[START DATA SHOWN]

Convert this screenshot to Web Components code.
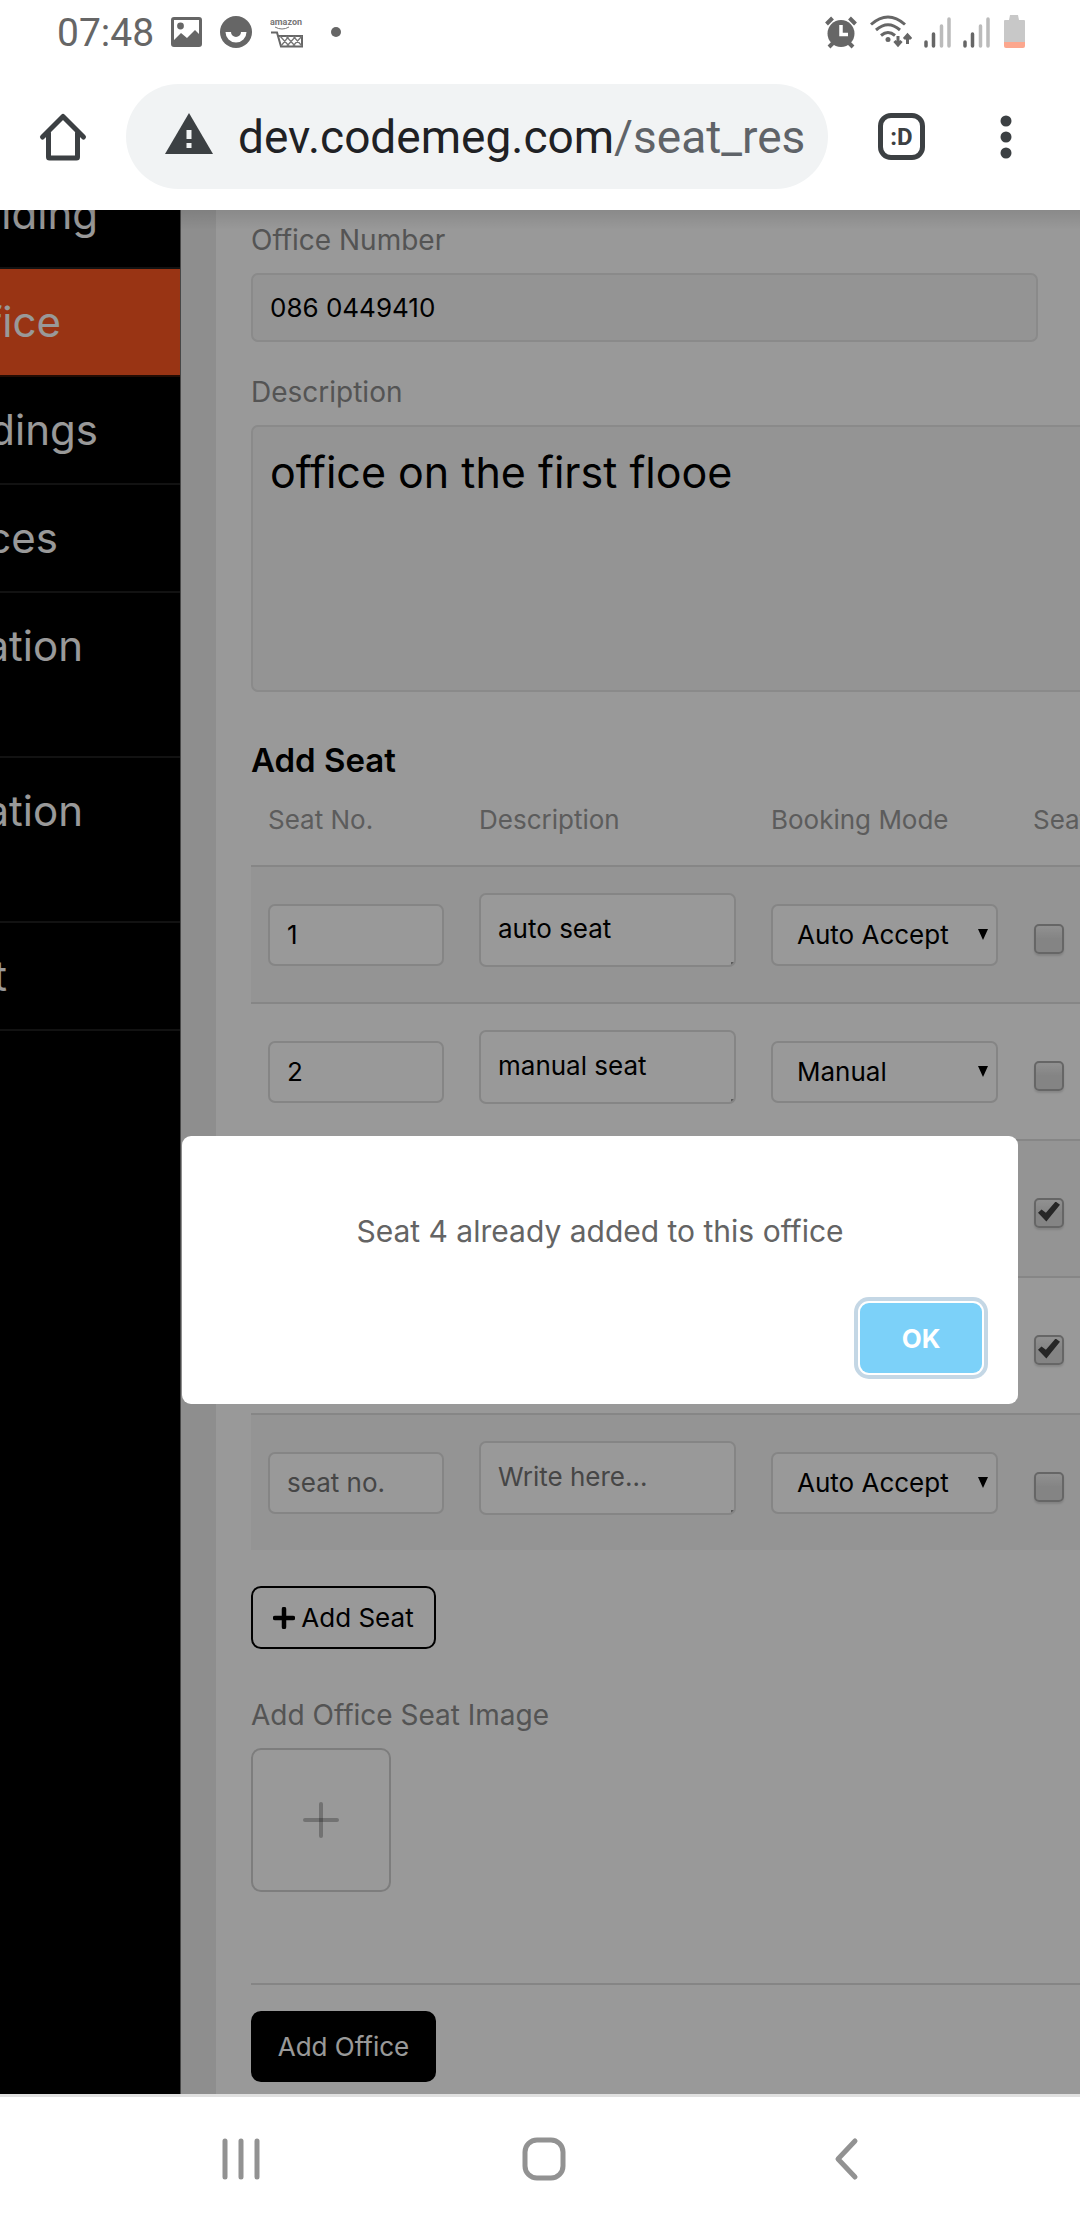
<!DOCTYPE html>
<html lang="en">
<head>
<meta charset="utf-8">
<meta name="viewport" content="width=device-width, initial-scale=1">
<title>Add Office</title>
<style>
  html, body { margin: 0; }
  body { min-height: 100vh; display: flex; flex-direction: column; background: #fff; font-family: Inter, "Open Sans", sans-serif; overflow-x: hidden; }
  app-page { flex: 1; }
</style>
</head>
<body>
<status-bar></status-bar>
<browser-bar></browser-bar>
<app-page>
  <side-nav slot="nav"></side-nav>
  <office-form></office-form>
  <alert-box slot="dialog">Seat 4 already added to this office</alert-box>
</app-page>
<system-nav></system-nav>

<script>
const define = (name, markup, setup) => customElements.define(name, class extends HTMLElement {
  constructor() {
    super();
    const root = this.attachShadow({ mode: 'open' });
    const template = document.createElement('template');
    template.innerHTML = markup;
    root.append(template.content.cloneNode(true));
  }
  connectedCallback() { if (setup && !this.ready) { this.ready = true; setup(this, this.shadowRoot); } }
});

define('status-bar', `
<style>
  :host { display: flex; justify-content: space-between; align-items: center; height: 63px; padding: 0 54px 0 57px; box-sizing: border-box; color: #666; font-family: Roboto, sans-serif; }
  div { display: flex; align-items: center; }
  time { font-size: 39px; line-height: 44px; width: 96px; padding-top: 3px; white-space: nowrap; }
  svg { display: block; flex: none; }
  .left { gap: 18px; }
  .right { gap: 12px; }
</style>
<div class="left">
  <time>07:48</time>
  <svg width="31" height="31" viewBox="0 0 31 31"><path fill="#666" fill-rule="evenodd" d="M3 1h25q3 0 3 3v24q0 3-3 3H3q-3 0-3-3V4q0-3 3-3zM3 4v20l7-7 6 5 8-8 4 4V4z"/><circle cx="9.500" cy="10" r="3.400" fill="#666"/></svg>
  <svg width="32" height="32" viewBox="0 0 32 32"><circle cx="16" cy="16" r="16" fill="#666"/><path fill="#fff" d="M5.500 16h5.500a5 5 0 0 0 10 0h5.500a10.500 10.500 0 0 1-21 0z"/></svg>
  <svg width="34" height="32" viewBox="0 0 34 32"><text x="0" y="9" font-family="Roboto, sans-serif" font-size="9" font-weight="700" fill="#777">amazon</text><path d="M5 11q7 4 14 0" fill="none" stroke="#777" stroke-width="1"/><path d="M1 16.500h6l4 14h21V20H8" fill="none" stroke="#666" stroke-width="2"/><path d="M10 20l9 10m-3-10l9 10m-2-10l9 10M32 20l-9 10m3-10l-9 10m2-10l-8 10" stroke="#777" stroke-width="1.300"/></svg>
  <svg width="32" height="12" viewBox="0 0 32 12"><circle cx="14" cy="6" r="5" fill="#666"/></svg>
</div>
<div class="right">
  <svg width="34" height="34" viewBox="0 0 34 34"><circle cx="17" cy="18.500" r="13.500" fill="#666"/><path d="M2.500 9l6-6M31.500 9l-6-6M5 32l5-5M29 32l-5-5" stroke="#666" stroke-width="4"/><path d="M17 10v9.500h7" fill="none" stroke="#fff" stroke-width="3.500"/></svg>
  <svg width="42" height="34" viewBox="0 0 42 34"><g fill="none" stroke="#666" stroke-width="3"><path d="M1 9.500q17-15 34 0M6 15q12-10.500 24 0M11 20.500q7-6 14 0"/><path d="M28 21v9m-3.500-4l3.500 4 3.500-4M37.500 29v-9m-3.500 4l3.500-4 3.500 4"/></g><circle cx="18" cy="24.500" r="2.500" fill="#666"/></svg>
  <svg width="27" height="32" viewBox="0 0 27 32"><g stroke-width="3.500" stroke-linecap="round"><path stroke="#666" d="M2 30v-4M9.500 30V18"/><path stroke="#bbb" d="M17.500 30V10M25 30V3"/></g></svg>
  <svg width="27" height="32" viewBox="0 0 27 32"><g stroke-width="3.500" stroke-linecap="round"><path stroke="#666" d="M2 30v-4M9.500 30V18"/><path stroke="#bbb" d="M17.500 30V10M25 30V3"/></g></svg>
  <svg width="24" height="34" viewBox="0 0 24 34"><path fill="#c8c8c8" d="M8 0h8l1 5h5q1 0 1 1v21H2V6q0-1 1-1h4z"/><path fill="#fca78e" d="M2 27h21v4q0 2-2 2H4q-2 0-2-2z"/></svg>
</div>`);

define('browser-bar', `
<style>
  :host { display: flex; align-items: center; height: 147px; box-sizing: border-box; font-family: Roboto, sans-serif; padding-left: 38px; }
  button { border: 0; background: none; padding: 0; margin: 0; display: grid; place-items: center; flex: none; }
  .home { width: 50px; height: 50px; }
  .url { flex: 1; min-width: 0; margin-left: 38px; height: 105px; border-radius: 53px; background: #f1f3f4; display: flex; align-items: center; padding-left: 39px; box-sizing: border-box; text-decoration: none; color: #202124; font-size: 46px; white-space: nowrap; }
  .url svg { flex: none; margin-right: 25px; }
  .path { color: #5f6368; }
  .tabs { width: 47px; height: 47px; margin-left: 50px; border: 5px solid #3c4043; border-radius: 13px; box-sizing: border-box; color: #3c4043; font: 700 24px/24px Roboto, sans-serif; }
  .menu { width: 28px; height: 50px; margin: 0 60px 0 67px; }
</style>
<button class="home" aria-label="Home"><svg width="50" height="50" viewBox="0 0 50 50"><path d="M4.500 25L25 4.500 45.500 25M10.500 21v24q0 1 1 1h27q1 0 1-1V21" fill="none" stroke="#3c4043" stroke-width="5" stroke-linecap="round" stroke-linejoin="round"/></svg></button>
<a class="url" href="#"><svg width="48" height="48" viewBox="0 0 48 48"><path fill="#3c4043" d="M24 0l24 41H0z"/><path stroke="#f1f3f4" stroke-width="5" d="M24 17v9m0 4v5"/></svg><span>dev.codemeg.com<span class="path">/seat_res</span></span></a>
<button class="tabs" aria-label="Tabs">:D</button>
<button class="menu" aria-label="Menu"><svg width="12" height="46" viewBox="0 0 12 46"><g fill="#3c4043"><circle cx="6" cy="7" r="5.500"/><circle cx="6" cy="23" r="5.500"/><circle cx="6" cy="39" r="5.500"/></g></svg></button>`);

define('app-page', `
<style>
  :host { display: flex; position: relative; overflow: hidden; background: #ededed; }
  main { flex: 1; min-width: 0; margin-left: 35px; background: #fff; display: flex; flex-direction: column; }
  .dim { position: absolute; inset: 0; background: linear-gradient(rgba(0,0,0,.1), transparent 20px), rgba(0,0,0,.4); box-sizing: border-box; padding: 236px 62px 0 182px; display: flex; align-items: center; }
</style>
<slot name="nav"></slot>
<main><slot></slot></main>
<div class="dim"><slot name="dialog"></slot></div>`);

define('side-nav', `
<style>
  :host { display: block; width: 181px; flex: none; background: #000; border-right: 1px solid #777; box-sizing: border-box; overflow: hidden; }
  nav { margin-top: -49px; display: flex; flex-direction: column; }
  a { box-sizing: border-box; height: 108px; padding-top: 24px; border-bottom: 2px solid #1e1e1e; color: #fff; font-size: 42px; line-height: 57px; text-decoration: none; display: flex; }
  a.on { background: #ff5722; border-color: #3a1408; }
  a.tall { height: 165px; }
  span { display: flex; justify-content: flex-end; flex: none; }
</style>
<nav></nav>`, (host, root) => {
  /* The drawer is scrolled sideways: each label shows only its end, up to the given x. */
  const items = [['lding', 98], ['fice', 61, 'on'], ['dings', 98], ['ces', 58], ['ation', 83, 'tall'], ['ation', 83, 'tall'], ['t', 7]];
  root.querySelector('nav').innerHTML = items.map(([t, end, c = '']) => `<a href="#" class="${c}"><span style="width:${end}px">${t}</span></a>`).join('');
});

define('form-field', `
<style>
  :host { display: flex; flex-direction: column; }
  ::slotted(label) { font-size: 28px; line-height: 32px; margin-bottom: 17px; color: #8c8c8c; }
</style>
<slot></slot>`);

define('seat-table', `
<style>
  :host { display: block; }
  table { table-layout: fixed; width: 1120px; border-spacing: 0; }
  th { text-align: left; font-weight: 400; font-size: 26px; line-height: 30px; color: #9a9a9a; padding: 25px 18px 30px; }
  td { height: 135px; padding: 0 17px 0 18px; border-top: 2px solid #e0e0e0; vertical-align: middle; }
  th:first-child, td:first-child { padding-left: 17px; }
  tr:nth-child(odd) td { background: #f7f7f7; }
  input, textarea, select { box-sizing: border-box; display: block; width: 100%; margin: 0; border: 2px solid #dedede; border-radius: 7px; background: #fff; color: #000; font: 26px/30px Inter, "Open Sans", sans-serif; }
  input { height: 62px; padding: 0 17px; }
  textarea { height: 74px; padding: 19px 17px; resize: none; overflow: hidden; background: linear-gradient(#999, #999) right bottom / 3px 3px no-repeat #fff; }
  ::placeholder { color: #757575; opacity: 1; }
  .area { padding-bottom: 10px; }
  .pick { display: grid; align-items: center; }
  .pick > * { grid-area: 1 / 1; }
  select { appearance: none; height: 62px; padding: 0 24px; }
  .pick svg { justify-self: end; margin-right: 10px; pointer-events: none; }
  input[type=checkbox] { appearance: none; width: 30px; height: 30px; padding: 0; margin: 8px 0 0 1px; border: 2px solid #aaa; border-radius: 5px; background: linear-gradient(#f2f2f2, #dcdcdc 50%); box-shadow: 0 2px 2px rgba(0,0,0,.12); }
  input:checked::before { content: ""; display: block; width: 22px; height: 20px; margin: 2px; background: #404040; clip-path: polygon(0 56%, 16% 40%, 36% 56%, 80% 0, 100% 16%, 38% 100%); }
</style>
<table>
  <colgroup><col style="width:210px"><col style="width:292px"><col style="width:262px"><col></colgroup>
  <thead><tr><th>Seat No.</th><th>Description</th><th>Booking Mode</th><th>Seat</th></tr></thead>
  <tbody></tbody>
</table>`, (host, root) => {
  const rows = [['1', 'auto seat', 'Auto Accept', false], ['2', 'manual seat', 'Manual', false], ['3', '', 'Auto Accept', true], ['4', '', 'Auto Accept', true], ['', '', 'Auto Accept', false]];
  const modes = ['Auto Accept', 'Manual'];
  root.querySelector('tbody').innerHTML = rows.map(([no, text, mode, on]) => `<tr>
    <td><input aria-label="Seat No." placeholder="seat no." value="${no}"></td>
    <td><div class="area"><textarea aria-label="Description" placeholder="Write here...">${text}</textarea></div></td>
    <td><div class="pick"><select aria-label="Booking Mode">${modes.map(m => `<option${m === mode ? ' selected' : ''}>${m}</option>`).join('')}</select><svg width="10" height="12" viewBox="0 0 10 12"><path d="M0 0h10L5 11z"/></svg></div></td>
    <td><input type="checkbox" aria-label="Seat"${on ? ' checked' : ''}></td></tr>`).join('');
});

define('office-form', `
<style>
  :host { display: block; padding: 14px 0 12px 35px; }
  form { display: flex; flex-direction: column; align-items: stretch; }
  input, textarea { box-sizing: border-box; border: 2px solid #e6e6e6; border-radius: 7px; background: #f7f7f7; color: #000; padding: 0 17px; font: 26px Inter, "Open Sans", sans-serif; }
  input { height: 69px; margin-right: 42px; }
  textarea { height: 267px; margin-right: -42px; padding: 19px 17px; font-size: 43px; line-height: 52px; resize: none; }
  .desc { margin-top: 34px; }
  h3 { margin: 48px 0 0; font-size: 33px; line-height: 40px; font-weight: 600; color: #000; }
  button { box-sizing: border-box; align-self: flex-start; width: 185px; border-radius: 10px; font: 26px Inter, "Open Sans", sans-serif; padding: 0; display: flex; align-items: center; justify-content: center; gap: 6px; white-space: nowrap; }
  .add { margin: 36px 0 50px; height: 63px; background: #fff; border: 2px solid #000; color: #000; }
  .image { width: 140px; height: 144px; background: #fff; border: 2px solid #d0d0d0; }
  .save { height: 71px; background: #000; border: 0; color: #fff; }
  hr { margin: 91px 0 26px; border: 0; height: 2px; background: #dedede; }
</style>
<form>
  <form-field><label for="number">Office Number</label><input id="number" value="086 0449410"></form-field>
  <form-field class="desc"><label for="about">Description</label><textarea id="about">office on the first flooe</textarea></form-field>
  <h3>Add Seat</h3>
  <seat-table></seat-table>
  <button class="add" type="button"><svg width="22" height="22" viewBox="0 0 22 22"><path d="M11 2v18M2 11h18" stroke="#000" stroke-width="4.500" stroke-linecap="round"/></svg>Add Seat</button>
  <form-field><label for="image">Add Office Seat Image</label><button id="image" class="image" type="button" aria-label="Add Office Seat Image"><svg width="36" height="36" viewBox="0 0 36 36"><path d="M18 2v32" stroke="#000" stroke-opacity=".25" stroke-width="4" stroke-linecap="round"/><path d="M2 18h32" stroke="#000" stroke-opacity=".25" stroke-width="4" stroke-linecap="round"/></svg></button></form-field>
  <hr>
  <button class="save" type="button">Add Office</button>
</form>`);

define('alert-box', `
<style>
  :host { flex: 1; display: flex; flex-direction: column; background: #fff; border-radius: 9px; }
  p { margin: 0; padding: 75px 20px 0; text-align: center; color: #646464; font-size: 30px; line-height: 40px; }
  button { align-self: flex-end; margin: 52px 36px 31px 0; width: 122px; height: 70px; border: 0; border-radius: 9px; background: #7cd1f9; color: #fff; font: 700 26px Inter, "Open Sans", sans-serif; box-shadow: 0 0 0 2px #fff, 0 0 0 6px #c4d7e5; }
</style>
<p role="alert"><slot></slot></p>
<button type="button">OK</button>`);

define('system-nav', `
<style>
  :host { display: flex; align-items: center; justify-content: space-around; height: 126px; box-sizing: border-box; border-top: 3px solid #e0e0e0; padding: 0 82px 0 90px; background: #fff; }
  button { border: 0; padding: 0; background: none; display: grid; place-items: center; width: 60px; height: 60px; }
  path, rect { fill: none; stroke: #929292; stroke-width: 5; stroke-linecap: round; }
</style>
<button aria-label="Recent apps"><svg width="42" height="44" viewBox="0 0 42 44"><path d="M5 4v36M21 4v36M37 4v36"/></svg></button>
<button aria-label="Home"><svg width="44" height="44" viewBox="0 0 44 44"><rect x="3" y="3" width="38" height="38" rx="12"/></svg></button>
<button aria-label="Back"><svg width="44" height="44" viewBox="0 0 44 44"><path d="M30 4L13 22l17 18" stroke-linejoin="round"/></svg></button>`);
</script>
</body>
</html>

[END DATA SHOWN]

Gather, from the listing above, every line carrying the word "this".

Convert this screenshot to Web Components code.
  <alert-box slot="dialog">Seat 4 already added to this office</alert-box>
    const root = this.attachShadow({ mode: 'open' });
  connectedCallback() { if (setup && !this.ready) { this.ready = true; setup(this, this.shadowRoot); } }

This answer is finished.